Understanding these needs are essential aspects environmentalists can help focus on, in order to give Appalachians job options outside of mining, which is something Appalachians want, Mullins said.

Audience members, Alex Martin and Elliot Rossow, who are graduate students involved in Agricultural Engineering at Iowa State, felt that Mullins’ point on fair communication was accurate and relevant in issues they see within local environmental conflicts between farmers and the community.

“It was a fantastic lecture, and fairly eye-opening… I wasn’t surprised at what I heard, but it was intriguing,” Rossow said.

Primarily these students felt that the public’s lack of understanding about their own high demand for services, and the available means for meeting those demands, were correlations between Mullins’ coal industry and Iowa’s farmers.

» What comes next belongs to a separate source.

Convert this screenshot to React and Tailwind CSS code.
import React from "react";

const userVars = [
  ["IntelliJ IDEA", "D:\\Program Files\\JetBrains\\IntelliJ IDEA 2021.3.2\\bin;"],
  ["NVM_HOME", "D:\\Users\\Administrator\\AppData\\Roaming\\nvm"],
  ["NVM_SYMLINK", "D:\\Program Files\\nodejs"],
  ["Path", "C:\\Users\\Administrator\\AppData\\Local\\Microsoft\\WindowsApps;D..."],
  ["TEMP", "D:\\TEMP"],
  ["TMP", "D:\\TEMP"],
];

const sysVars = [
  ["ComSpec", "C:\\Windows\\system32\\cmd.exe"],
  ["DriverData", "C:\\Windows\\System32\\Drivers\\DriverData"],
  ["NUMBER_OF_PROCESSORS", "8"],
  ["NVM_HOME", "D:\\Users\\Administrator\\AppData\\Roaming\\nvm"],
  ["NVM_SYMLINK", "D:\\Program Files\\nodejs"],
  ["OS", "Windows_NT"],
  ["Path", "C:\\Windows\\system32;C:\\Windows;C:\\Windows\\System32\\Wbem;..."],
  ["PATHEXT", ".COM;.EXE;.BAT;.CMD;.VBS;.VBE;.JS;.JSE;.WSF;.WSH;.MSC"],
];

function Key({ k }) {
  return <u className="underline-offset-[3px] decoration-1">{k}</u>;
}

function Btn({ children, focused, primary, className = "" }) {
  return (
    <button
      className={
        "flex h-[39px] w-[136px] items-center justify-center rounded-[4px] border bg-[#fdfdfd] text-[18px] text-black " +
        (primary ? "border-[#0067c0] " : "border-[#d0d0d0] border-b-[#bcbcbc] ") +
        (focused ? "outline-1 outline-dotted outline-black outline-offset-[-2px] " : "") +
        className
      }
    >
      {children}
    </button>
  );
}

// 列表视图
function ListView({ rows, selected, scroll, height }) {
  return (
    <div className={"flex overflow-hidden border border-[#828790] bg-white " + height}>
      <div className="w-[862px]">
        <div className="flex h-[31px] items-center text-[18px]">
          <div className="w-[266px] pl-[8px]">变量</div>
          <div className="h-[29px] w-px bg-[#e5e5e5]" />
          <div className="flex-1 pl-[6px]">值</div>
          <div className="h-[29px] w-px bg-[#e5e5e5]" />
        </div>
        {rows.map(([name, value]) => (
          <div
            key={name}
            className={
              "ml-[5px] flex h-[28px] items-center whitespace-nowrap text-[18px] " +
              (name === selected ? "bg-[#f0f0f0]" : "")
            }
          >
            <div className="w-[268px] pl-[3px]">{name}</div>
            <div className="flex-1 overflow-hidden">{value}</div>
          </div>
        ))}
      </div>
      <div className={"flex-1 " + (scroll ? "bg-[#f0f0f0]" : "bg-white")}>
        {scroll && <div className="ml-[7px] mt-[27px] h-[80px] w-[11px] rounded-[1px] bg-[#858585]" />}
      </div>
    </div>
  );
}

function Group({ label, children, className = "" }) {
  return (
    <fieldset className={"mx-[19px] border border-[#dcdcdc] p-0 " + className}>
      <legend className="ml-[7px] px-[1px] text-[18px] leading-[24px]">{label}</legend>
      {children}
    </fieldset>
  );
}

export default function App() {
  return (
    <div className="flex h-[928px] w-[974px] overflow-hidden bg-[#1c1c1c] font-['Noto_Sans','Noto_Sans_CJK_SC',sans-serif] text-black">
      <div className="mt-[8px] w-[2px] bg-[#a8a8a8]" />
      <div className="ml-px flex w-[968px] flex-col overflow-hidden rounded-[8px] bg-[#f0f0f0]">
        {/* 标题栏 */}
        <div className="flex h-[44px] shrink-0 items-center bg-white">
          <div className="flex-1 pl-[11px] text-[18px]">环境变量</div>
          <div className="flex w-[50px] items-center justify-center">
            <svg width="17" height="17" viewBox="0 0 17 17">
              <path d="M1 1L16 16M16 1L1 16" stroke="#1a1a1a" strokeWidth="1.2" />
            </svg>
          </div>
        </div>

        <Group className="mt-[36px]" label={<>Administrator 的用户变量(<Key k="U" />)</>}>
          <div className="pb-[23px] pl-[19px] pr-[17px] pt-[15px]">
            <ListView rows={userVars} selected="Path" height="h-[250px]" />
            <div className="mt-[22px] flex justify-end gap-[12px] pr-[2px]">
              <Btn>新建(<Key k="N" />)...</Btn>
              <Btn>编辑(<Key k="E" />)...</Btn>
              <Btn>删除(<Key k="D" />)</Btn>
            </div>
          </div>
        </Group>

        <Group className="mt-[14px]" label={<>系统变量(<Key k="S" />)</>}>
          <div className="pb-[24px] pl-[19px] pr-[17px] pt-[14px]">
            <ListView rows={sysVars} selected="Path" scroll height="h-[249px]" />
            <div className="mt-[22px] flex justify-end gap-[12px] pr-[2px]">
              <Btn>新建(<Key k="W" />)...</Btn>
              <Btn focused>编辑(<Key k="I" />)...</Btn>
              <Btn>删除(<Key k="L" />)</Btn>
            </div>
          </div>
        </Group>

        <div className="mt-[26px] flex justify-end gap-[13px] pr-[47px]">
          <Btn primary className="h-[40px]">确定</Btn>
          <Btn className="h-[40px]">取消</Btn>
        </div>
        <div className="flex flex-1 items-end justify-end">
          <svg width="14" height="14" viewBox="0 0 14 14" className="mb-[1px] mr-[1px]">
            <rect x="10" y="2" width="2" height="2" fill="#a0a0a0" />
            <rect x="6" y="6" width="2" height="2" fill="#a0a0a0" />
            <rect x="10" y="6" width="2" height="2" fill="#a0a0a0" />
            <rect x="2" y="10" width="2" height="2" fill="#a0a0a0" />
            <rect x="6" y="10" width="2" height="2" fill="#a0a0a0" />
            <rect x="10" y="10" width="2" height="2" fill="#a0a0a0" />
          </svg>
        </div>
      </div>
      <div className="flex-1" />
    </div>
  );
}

“We’ve seen a lot of that miscommunication in the farm industry,” Martin said.

Mullins is the author of the blog “The Thoughtful Coal Miner”, and has been featured in publications including “The Washington Post”, “The World” and “Audubon Magazine”.

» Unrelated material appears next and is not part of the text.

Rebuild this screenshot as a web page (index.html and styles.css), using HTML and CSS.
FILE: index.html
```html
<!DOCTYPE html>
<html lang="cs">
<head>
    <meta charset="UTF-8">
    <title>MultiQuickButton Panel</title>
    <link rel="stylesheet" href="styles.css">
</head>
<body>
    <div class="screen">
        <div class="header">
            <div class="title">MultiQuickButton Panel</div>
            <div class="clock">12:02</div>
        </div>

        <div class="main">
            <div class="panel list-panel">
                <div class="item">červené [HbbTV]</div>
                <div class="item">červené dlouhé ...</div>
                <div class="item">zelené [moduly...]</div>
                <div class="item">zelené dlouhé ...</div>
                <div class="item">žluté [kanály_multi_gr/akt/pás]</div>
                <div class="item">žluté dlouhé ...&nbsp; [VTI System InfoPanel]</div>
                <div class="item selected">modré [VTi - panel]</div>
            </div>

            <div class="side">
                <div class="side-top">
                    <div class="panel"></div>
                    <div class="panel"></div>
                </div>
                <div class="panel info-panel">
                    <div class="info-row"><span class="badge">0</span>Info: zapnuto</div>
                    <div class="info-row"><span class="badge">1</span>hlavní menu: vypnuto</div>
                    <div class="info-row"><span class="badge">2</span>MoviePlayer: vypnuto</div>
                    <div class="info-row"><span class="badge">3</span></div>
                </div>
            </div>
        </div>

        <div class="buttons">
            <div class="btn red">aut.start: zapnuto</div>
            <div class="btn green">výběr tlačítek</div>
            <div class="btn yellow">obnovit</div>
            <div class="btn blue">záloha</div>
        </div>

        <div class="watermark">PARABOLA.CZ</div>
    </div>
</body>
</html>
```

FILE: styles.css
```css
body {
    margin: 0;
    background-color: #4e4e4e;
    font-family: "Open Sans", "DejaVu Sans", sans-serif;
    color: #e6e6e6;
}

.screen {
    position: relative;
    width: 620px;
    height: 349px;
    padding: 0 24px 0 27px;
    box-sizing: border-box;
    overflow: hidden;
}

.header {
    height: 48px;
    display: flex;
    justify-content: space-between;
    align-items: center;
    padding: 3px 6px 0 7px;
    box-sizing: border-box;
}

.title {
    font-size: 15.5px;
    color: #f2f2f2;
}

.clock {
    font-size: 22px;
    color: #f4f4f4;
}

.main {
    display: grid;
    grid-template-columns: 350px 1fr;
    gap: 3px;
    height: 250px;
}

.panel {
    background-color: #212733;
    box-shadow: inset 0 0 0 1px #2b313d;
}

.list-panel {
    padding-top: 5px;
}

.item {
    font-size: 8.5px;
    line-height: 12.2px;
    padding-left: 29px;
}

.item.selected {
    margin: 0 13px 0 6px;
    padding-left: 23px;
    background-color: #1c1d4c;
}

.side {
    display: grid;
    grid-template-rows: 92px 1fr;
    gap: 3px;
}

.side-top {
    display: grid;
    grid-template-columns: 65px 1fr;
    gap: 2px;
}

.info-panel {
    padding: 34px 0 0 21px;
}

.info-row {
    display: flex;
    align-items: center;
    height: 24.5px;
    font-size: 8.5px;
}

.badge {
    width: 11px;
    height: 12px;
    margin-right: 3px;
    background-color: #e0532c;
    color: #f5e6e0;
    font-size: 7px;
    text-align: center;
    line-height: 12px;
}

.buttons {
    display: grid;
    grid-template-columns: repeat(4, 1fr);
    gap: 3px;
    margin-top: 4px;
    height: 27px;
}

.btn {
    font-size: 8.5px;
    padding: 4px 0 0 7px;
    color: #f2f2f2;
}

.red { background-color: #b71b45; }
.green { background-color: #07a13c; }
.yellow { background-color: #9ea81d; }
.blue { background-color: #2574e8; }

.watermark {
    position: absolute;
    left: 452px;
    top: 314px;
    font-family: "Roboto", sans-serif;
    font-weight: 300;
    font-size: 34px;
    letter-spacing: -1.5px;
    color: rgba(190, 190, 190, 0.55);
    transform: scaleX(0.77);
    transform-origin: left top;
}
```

His lecture was cosponsored by The Green Umbrella, National Affairs, the Office of Sustainability and the Committee on Lectures.

Announced at the lecture, by Director of Sustainability at ISU Merry Rankin, was the winner of the 2018 Live Green! Awards for Excellence in Sustainability, Dr. Joan Su, for her work developing sustainable initiatives on campus, including the development of the sustainable event management class at ISU.

Other events on the Symposium on Sustainability continue Tuesday with another Sustainability Poster and Tabling Reception and Sustainapalooza from 5-8 p.m. in The Memorial Union Great Hall, South Ballroom and Sun Room.

A discussion on the documentary, “The Age of Consequence” will conclude the Symposium on Sustainability Feb. 26, at 7 p.m. in the Memorial Union Great Hall.